It interests me that his great failure (to recognize the personal computer revolution before IBM did) is talked about much more than his great success (to recognize the minicomputer revolution before IBM did). The PDP-10 was a machine every lab wanted, and you could run it yourself. I did my thesis in Emacs on a Dec-20. It was a miraculous step up from a typewriter.
posted by cogneuro at 1:52 PM on February 8, 2011


Many of us who went to college in the 1970s and 1980s worked on PDP or VAX computers. I personally worked on PDP-8, PDP-11, PDP-24, and VAX-11/780 computers. The hardware architecture was clean and beautiful. The VMS operating system was a marvel of well designed software. Although DEC is now gone, its legacy lives on, as much of the current design of both hardware and software is done by people who learned the trade on DEC equipment.

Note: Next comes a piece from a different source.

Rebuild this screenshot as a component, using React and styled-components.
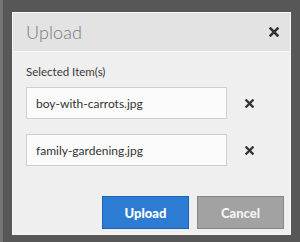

With Ken Olsen's passing, another of the pivotal characters of computer history is lost to the ravages of time.
posted by Xoc at 2:09 PM on February 8, 2011


In the 80s, I worked for a startup which ran Unix on a Vax. When we had hardware problems the DEC repairman didn't want to hear anything about Unix so we'd have to load VMS before he'd look at the machine, swapping boards in and out until it would work. We used to tell the following joke:
How does a DEC repairman change a flat tire?
Ans. He replaces the tires one at a time until he finds the one that's flat.
posted by Obscure Reference at 3:11 PM on February 8, 2011 [1 favorite]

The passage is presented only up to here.